While no one will question that he looks the part in the Baggy Green, there will be plenty of arguments raised as to whether his spot is a deserved one moving forward.
He finishes the summer with a whole bunch of starts, some failures (including twin failures in this final Test of the summer), but no big score.
It’s the no big score part, as well as the method of his dismissals which is a cause of concern heading to England.
Too often, Harris has been caught slashing at balls outside the off stump which, early in his innings, he needs to leave.
While a compact technique gets him going, the problems are going to be profound in England where the decision to leave or play becomes tougher with a swinging Duke ball and English attack who are always on the money.

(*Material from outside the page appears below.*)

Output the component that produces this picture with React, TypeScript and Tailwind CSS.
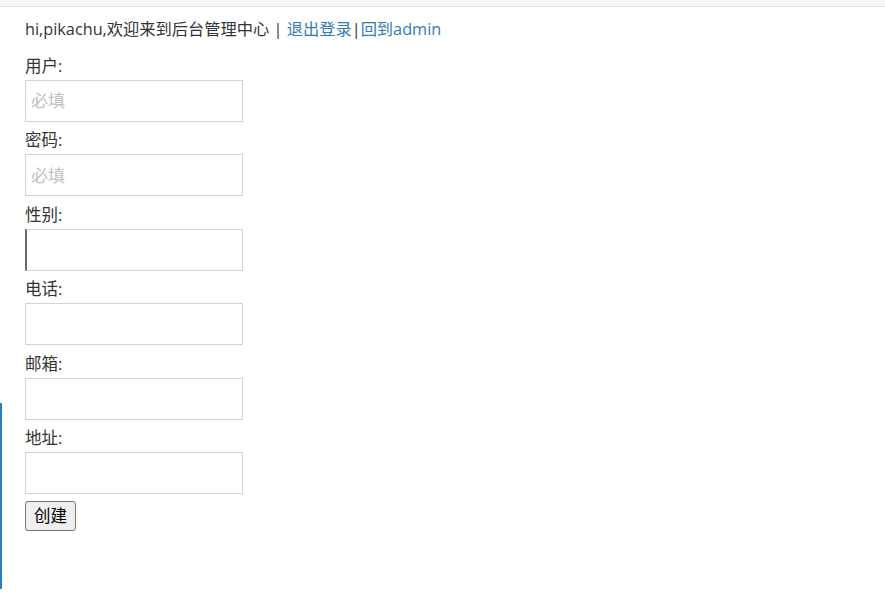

His lack of runs at the end of the summer have come at an awful time, with David Warner and Cameron Bancroft both available for selection, and Joe Burns hitting a blistering 170.
It’s going to take a stack of runs in the remaining Sheffield Shield games for him to make a case for selection moving forward.
Test cricket will be back in Canberra
If there is a location which should have hosted Test cricket before now, it’s Canberra.
Manuka Oval has had redevelopments, granted, and the pitch might need some work moving forward, but it’s a lovely venue for cricket where Australia know they aren’t going to draw huge crowds at bigger stadiums in other locations.
Day 2 and 3 in particular were well supported in Canberra, and a big crowd at a small stadium is better than trying to get by with a big stadium one fifth full.
When teams like Sri Lanka, the West Indies, Bangladesh or, into the future, Afghanistan tour, Manuka Oval should be the prime location used for those matches. It’s size and the obvious enjoyment of the people in Canberra, as well as the want to go to the cricket can’t be taken for granted.
If you look at crowds in Hobart, they are small, and while poor opposition has been used as an excuse, Canberra locals didn’t let that become a problem for them this week.